UP Fighting Maroons
- Full name: University of the Philippines women's football team
- Nickname: UP Fighting Maroons
- Ground: UP Diliman Football Stadium
- Head coach: Anto Gonzales
- League: PFF Women's League UAAP
- 2023 2024–25: 7th (PFF) 4th (UAAP)
| Home colours |

= UP Fighting Maroons women's football =

The UP Fighting Maroons are the varsity women's football team of the University of the Philippines. They compete at the University Athletic Association of the Philippines (UAAP), as well as at the PFF Women's League, the top-flight domestic women's football league in the Philippines.

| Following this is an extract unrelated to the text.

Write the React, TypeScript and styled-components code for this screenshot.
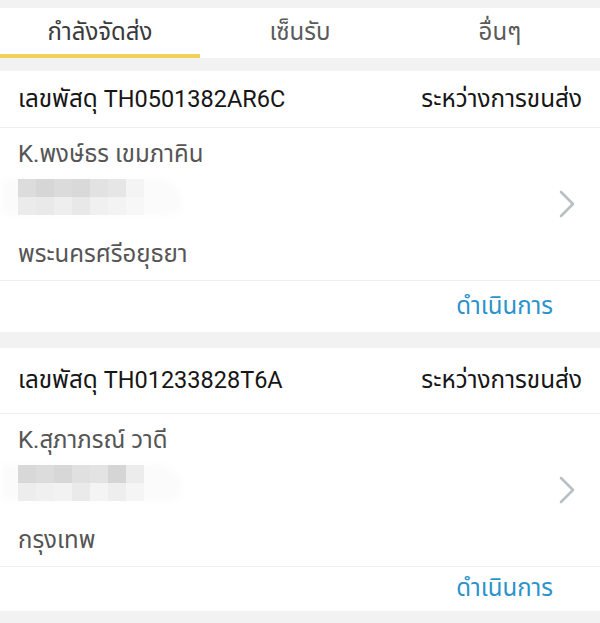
import React from "react";
import styled, { createGlobalStyle } from "styled-components";

const GlobalStyle = createGlobalStyle`
  html, body {
    margin: 0;
    padding: 0;
    background: #f2f2f2;
  }
  body {
    font-family: Roboto, "Noto Sans", "Noto Sans Thai", "DejaVu Sans", sans-serif;
  }
`;

const Page = styled.div`
  width: 600px;
  height: 623px;
  overflow: hidden;
  background: #f2f2f2;
  padding-top: 8px;
  box-sizing: border-box;
`;

const TabBar = styled.div`
  display: grid;
  grid-template-columns: repeat(3, 1fr);
  height: 50px;
  background: #fff;
`;

const Tab = styled.div<{ $active?: boolean }>`
  display: flex;
  align-items: center;
  justify-content: center;
  font-size: 24px;
  color: ${(p) => (p.$active ? "#3a3a3a" : "#5a5a5a")};
  border-bottom: 4px solid ${(p) => (p.$active ? "#f3cf5a" : "transparent")};
  padding-top: 4px;
`;

const List = styled.div`
  display: flex;
  flex-direction: column;
  gap: 16px;
  padding-top: 13px;
`;

const Card = styled.section`
  background: #fff;
`;

const CardHeader = styled.div<{ $height: number }>`
  height: ${(p) => p.$height}px;
  display: flex;
  align-items: center;
  justify-content: space-between;
  padding: 0 18px;
  font-size: 23.5px;
  color: #161616;
  border-bottom: 1px solid #efefef;
`;

// the Thai face is narrower than the phone's, so Thai runs get their own size
const Thai = styled.span`
  font-size: 24.3px;
`;

const CardBody = styled.div`
  height: 152px;
  display: flex;
  align-items: center;
  padding: 0 24px 0 18px;
  border-bottom: 1px solid #efefef;
`;

const Address = styled.div`
  flex: 1;
  display: flex;
  flex-direction: column;
  color: #555;
  font-size: 24px;
`;

const Line = styled.div`
  height: 30px;
  line-height: 30px;
`;

const Blurred = styled.div`
  position: relative;
  height: 36px;
  margin: 10px 0 24px;
`;

const Halo = styled.div`
  position: absolute;
  left: -16px;
  top: 0;
  width: 180px;
  height: 36px;
  border-radius: 0 60px 30px 18px;
  background: #fbfbfb;
  filter: blur(3px);
`;

const Pixels = styled.div`
  position: relative;
  display: grid;
  grid-template-columns: repeat(7, 18px);
  grid-auto-rows: 18px;
  filter: blur(0.5px);
`;

const Pixel = styled.div<{ $c: string }>`
  background: ${(p) => p.$c};
`;

const Action = styled.div<{ $height: number }>`
  height: ${(p) => p.$height}px;
  display: flex;
  align-items: center;
  justify-content: flex-end;
  padding: 0 47px 0 18px;
  color: #2b93cc;
  font-size: 24px;
`;

const Chevron = () => (
  <svg width="18" height="28" viewBox="0 0 18 28" fill="none">
    <path
      d="M3 2 L15 14 L3 26"
      stroke="#b9c0c5"
      strokeWidth="2.6"
      strokeLinecap="round"
      strokeLinejoin="round"
    />
  </svg>
);

interface Parcel {
  id: string;
  status: string;
  name: string;
  city: string;
  pixels: string[];
  headerHeight: number;
  actionHeight: number;
}

const parcels: Parcel[] = [
  {
    id: "TH0501382AR6C",
    status: "ระหว่างการขนส่ง",
    name: "K.พงษ์ธร เขมภาคิน",
    city: "พระนครศรีอยุธยา",
    pixels: [
      "#dcdcdc", "#d6d6d6", "#dbdbdb", "#d9d9d9", "#e2e2e2", "#e6e6e6", "#f4f4f4",
      "#ebebeb", "#e9e9e9", "#eeeeee", "#e8e8e8", "#f0f0f0", "#f3f3f3", "#f7f7f7",
    ],
    headerHeight: 56,
    actionHeight: 51,
  },
  {
    id: "TH01233828T6A",
    status: "ระหว่างการขนส่ง",
    name: "K.สุภาภรณ์ วาดี",
    city: "กรุงเทพ",
    pixels: [
      "#d8d8d8", "#dcdcdc", "#d7d7d7", "#e0e0e0", "#e3e3e3", "#d5d5d5", "#ececec",
      "#ededed", "#f0f0f0", "#f2f2f2", "#eaeaea", "#f4f4f4", "#eeeeee", "#f5f5f5",
    ],
    headerHeight: 65,
    actionHeight: 44,
  },
];

const ParcelCard: React.FC<{ parcel: Parcel }> = ({ parcel }) => (
  <Card>
    <CardHeader $height={parcel.headerHeight}>
      <span>
        <Thai>เลขพัสดุ</Thai> {parcel.id}
      </span>
      <Thai>{parcel.status}</Thai>
    </CardHeader>
    <CardBody>
      <Address>
        <Line>{parcel.name}</Line>
        <Blurred>
          <Halo />
          <Pixels>
            {parcel.pixels.map((c, i) => (
              <Pixel key={i} $c={c} />
            ))}
          </Pixels>
        </Blurred>
        <Line>{parcel.city}</Line>
      </Address>
      <Chevron />
    </CardBody>
    <Action $height={parcel.actionHeight}>ดำเนินการ</Action>
  </Card>
);

export default function App() {
  return (
    <Page>
      <GlobalStyle />
      <TabBar>
        <Tab $active>กำลังจัดส่ง</Tab>
        <Tab>เซ็นรับ</Tab>
        <Tab>อื่นๆ</Tab>
      </TabBar>
      <List>
        {parcels.map((p) => (
          <ParcelCard key={p.id} parcel={p} />
        ))}
      </List>
    </Page>
  );
}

The team was also among the participants of the Philippine Ladies' Football National League, which was organized by the Philippine Ladies' Football Association in 1981. UP clinched the league title besting Philippine Air Force.

The team also participated at the 2015 PFF Women's Cup where they fielded two teams, namely University of the Philippines-X and University of the Philippines-Y.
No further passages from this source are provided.